Asli Sungu in the garden of
Villa Romana in Florence 2008
Photo Gregor Hohenberg
© G. Hohenberg

But it quickly becomes evident that the issue of errors is a highly complicated matter. You have to find them first, or perhaps even invent them, because they’re not simply there. In any case, until the dental assistant came the wheel had turned and was part of the machine. "Brushing your teeth isn’t art," you might say. But now the wheel is blocked, and suddenly brushing teeth is art. Art simply means asking the right questions. Questions that people do not arrive at quickly, that go under in everyday life. Once they are addressed, however, they bring up a cascade of additional questions. Who has the authority to decide what is wrong and what is right?



Asli Sungu, Faulty, (video still), 2007,
© Asli Sungu


It was not without good reason that Asli Sungu asked so-called professionals to observe her performing daily tasks and to comment on how she ironed, washed windows, or cut vegetables. They are specialists, who, unlike her, an amateur, perform activities as chefs, laundry experts, or window cleaners to earn a living. As professionals, their qualifications and their personal appearance suffice for them to be expected to play a role manifested above all in a pronounced, expertly authorized - and therefore professional - distance. Parents, however, can never be professionals when it comes to educating or even just communicating with their children. Yet strangely, they still view themselves as authorities.

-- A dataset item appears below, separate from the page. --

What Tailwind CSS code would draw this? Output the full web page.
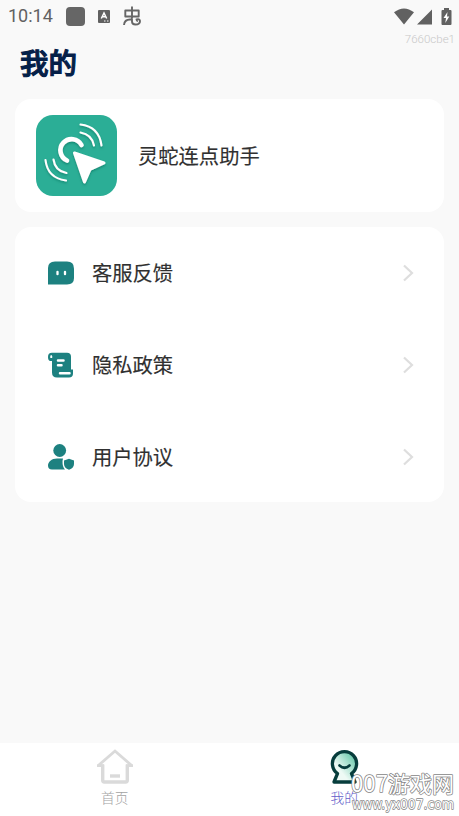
<!DOCTYPE html>
<html lang="zh-CN">
<head>
<meta charset="utf-8">
<title>我的</title>
<script src="https://cdn.jsdelivr.net/npm/@tailwindcss/browser@4"></script>
</head>
<body class="w-[459px] h-[816px] overflow-hidden bg-[#f9f9f9] font-['Noto_Sans_CJK_SC',sans-serif]">
<div class="relative flex h-[816px] w-[459px] flex-col">
  <header class="flex h-8 shrink-0 items-center pl-2 text-[#616161]">
    <span class="w-[58px] font-[Roboto,sans-serif] text-[18px] leading-8">10:14</span>
    <span class="size-[19px] rounded-[4px] bg-[#666]"></span>
    <svg class="ml-[13px] h-[13px] w-3" viewBox="0 0 12 13"><rect width="12" height="13" rx="1" fill="#616161"/><path d="M3.300 8.500 6 3 8.700 8.500M4.500 6.800h3" fill="none" stroke="#fff" stroke-width="1.500"/><path d="M6 11h1.500M9 11h1.500" stroke="#fff"/></svg>
    <svg class="ml-[13px] h-5 w-[19px]" viewBox="0 0 19 20" fill="none" stroke="#666" stroke-width="1.900" stroke-linejoin="round"><path d="M2.300 4.500h13.400v6H2.300zM9 .5v12M1 19q.5-5.500 6-5.500h2v2q0 3 3.500 3 4.500 0 4.500-3.500-.5-2.500-3.500-1.500 0 1.500 1.500 1.500"/></svg>
    <svg class="ml-auto mr-[3px] h-[19px] w-[62px]" viewBox="0 0 62 19" fill="#616161"><path d="M0 5.300Q10 -2.500 20 5.300L10 17.500zM23 17.500 38 2.500v15zM48.500 3h1.500V1h5v2h1.500q1 0 1 1v13q0 1-1 1h-8q-1 0-1-1V4q0-1 1-1z"/><path d="M53.500 5 49.500 11H52l-.7 5 4-6.500h-2.300z" fill="#fff"/></svg>
  </header>
  <div class="flex h-[67px] shrink-0 justify-between pl-5 pr-1">
    <h1 class="pt-[10px] text-[28.5px] font-medium leading-10 text-[#052048] [-webkit-text-stroke:1.1px_#052048]">我的</h1>
    <span class="font-[Roboto,sans-serif] text-[11.5px] font-light leading-[14px] text-[#c8c8c8]">7660cbe1</span>
  </div>
  <section class="mx-[15px] flex h-[113px] shrink-0 items-center rounded-[16px] bg-white pl-[21px]">
    <svg class="size-[81px]" viewBox="0 0 81 81">
      <defs><filter id="s" x="-20%" y="-20%" width="150%" height="150%"><feDropShadow dx="0" dy="1.500" stdDeviation="1.200" flood-color="#056b57" flood-opacity=".55"/></filter></defs>
      <rect width="81" height="81" rx="17" fill="#2bae96"/>
      <g filter="url(#s)" fill="none" stroke="#fff" stroke-linecap="round">
        <path d="M31 45.500A11.200 11.200 0 1 1 45.500 30" stroke-width="4.600"/>
        <path d="M44.500 9.500Q63 11.500 65.500 30.500M44.500 17.500Q56 19.500 58 30.500M9.500 45Q11.500 63 30 65.500M17.500 44.500Q19 56 30.500 58" stroke-width="2.100"/>
        <path d="M38.500 38 68 48 54 54.500 48.500 67z" fill="#fff" stroke-width="3" stroke-linejoin="round"/>
      </g>
    </svg>
    <span class="ml-[21px] pb-[2px] text-[20.3px] leading-8 text-[#303030] [-webkit-text-stroke:0.15px_#303030]">灵蛇连点助手</span>
  </section>
  <main class="mx-[15px] mt-[15px] flex h-[275px] shrink-0 flex-col rounded-[16px] bg-white pl-[33px] pr-[30px] text-[20.3px] text-[#303030] [-webkit-text-stroke:0.15px_#303030]">
    <div class="flex h-[92px] items-center">
      <svg class="h-6 w-[26px]" viewBox="0 0 26 24"><path d="M0 23.500V7Q0 .5 7 .5h12q7 0 7 7V17q0 6.500-7 6.500z" fill="#1d8180"/><path d="M9.500 10.800v2.400M17 10.800v2.400" stroke="#fff" stroke-width="2.300" stroke-linecap="round"/></svg>
      <span class="ml-[18px] pb-[2px]">客服反馈</span>
      <svg class="ml-auto h-[18px] w-3" viewBox="0 0 12 18"><path d="m2 1.500 8 7.500-8 7.500" fill="none" stroke="#dedede" stroke-width="2.200"/></svg>
    </div>
    <div class="flex h-[92px] items-center">
      <svg class="h-[26px] w-[26px]" viewBox="0 0 26 26"><path d="M4 .8h15q4 0 4 4v12.700h2v4q0 4-4 4H9q-5 0-5-5V9H2Q0 8.500 0 5 0 .8 4 .8z" fill="#1d8180"/><path d="M2.300 6V4.500Q2.300 3 3.200 3T4.200 4.500V6z" fill="#fff"/><path d="M10 8.500h5.500M10 13.300h3.500M12 21.300h9.500" stroke="#fff" stroke-width="2.500" stroke-linecap="round"/></svg>
      <span class="ml-[18px] pb-[2px]">隐私政策</span>
      <svg class="ml-auto h-[18px] w-3" viewBox="0 0 12 18"><path d="m2 1.500 8 7.500-8 7.500" fill="none" stroke="#dedede" stroke-width="2.200"/></svg>
    </div>
    <div class="flex h-[91px] items-center">
      <svg class="h-[26px] w-[26px]" viewBox="0 0 26 26"><circle cx="11.700" cy="6.500" r="6.400" fill="#1d8180"/><path d="M15 14.500H9C3.500 14.500 0 18 0 21.500Q0 25.500 4 25.500H17Q14.300 23 14.500 17z" fill="#1d8180"/><path d="M21 14.700 26 16.500v3.500q0 4-5 5.700-5-1.700-5-5.700v-3.500z" fill="#1d8180"/></svg>
      <span class="ml-[18px] pb-px">用户协议</span>
      <svg class="ml-auto h-[18px] w-3" viewBox="0 0 12 18"><path d="m2 1.500 8 7.500-8 7.500" fill="none" stroke="#dedede" stroke-width="2.200"/></svg>
    </div>
  </main>
  <nav class="mt-auto grid h-[73px] shrink-0 grid-cols-2 bg-white text-[13.7px] font-light leading-[18px]">
    <div class="flex flex-col items-center pt-[6px] text-[#a3a3a3]">
      <svg class="h-[35px] w-[38px]" viewBox="0 0 38 35" fill="none" stroke="#dadada" stroke-width="3.400"><path d="M2 16.800 19 2l17 14.800M1 16.600h7M30 16.600h7" stroke-width="2.800"/><path d="M6.700 15.500v15.800q0 1.700 1.700 1.700h21.200q1.700 0 1.700-1.700V15.500"/><path d="M14 27h10"/></svg>
      <span class="mt-[4px]">首页</span>
    </div>
    <div class="flex flex-col items-center pt-[6px] text-[#625dc9]">
      <svg class="h-[36px] w-[29px]" viewBox="0 0 29 36"><defs><linearGradient id="g" x1="0" y1="1" x2="1" y2="0"><stop offset=".35" stop-color="#eefaf5"/><stop offset="1" stop-color="#49bd99"/></linearGradient></defs><path d="M7.500 24.500A12.100 12.100 0 1 1 21.500 24.500L25 33H4z" fill="url(#g)" stroke="#073d3c" stroke-width="3.300" stroke-linejoin="round"/><path d="M9.500 16.500Q14.500 21 19.500 16.500" fill="none" stroke="#073d3c" stroke-width="2.700" stroke-linecap="round"/></svg>
      <span class="mt-[3px]">我的</span>
    </div>
  </nav>
  <svg class="absolute left-[346px] top-[764px] h-[52px] w-[113px]" viewBox="0 -4 113 52" fill="#fff" stroke="#858585" stroke-width="1.500" stroke-linejoin="round" paint-order="stroke" font-family="'Noto Sans CJK SC', sans-serif">
    <text x="5" y="24" font-size="23.500" textLength="37" lengthAdjust="spacingAndGlyphs">007</text>
    <text x="42" y="23.500" font-size="22" textLength="66" lengthAdjust="spacingAndGlyphs">游戏网</text>
    <text x="6" y="41" font-size="14.500" textLength="102" lengthAdjust="spacingAndGlyphs" font-family="'DejaVu Sans', sans-serif">www.yx007.com</text>
  </svg>
</div>
</body>
</html>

Asli Sungu, Quite her mother (video still), 2006,
© Asli Sungu


Asli Sungu, Quite her father (video still), 2006,
© Asli Sungu

For instance, parents believe they know which clothing is most advantageous for their children. Who isn’t familiar with parents’ critical probing questions about whether these trousers or that dress don’t look better than the one you are wearing? And who isn’t familiar with the anger this arouses? So it is easy to understand how Asli Sungu got the idea for her video Just Like Mother/Just Like Father (2006). For an artist is someone who sees the wheel in her parents, blocks it, and thus sets the machine in motion. We see Asli Sungu at her parents’ house in Istanbul dressing in one case in accordance with ideas of her mother, and in another case in keeping with the notions of her father. The differences are striking. While the mother chooses a rather girlish dress and in the end Sungu looks like a well-behaved schoolgirl, the father opts for a classical businesswoman’s outfit. The mother apparently is looking for the child in her daughter and therefore plays the dressing game in a naive way. The father, however, sees the daughter as an adult woman and thus behaves in a more distant, or more biased, way. But as different as the mother’s and father’s ideal images of their daughter are, they have one thing in common: They are both modern images of women represented by European clothing.